The eternally fascinating continent of Africa is home to fifty-four beautiful countries, which are rich in resources, diversity, strength, and sadly conflicts. In the words of Patricia Danzi, Regional Director for Africa for the International Committee of the Red Cross (ICRC), “conflicts last and they don’t stop – and more are added.”
Leaders in Africa continue to make efforts to lessen the number of conflicts constantly arising and persisting. The challenge, sincerely, is a great one and one that has come to form, over time, the identity of Africa.
An Africa which is at peace with itself was the dream of Nelson Mandela and continues to be the dream of many other passionate leaders in Africa, but then, how can this be achieved? Could it be through Lafiya Dole?
As part of the efforts to rework and add renewed vigor to the fight against terrorism and insurgency in Nigeria, especially in the Northeast, the Nigerian Army has decided to rename Operation Zaman Lafiya” to “Operation Lafiya Dole.”
Former Chief of Army Staff (COAS) Major General Tukur Yusufu Buratai addressed the 103 Battalion Nigerian Army based in Konduga, Borno State. He commended the Nigerian troops on their efforts thus far in the ongoing war against terrorism, all the while urging the army to fight harder in the pursuit and destruction of Boko Haram terrorists.
Lafiya Dole is a phrase in the Hausa dialect meaning, simply, “peace by force.” Quite a paradox, but unfortunately, acceptable not only in Nigeria but across the globe. If anything, the strategy of “peace by force” has done more harm than good.
Even with the Lafiya Dole campaign, peace, in reality, remains a mirage for the people of Nigeria. There is no peace in sight for Nigeria, not with the way it seeks to drive home its point to terrorists.
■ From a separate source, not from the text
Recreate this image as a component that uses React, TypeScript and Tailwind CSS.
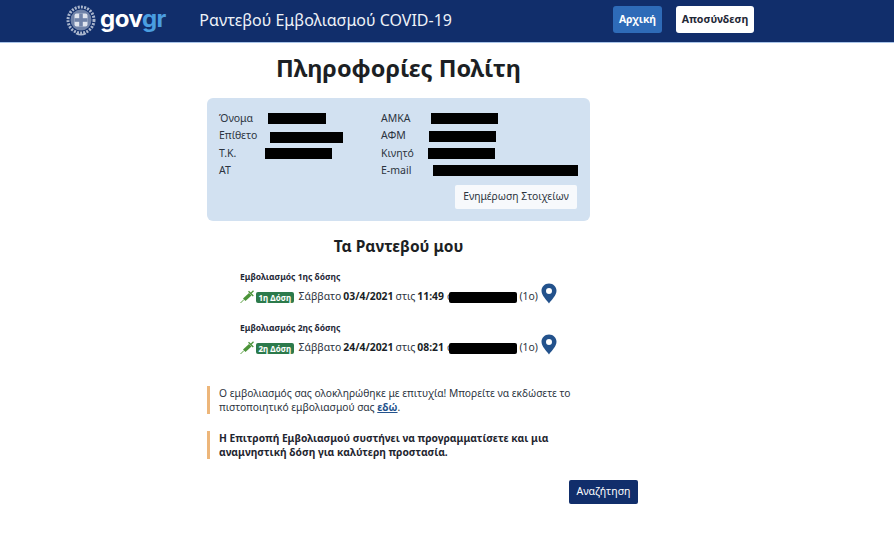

Many African leaders hold firmly to the success of the Lafiya Dole philosophy. Similar strategies are continuously developed and implemented throughout Africa, both on state and regional levels. Silencing guns with bigger guns summarizes peace efforts in Africa. In reality, these efforts only help to further enhance resistance as the continent has seen increased activities among non-state actors, despite its efforts to cripple these activities.
Merely eliminating a leader of a violent group or members without first dealing with the conditions that allowed for such will only create a bigger problem. It is only a matter of time before another conflict arises. For a long time, this pattern has existed in Africa.
The philosophy of imposing peace rather than teaching it defeats the ideology it seeks to promote. The world seems to have lost itself in the pursuit of something it is yet to understand and fully accept. We certainly do not need to inflict more injury to heal a wound. Simply put, the antidote to these conflicts is peace.
A timeless example is Libya, where the quest and drive to save the people from oppression and Gadhafi required the use of oppressive techniques. Peace was thought to be attained through force, and now, what we have is nothing close to peace and everything far from it. Today, Libya is the source of everything that refutes peace, openly serving as the continent’s illegal arms depot for criminals and terrorists alike.
From a problem within control, it has grown to become a problem that seems like it will never end. Before Africa, or even the world, speaks of peace, justice must first be achieved, for there is never peace without justice. Currently, the tactic to achieve peace is to instill fear, however, given the right opportunity, chaos will erupt and worsen current conditions.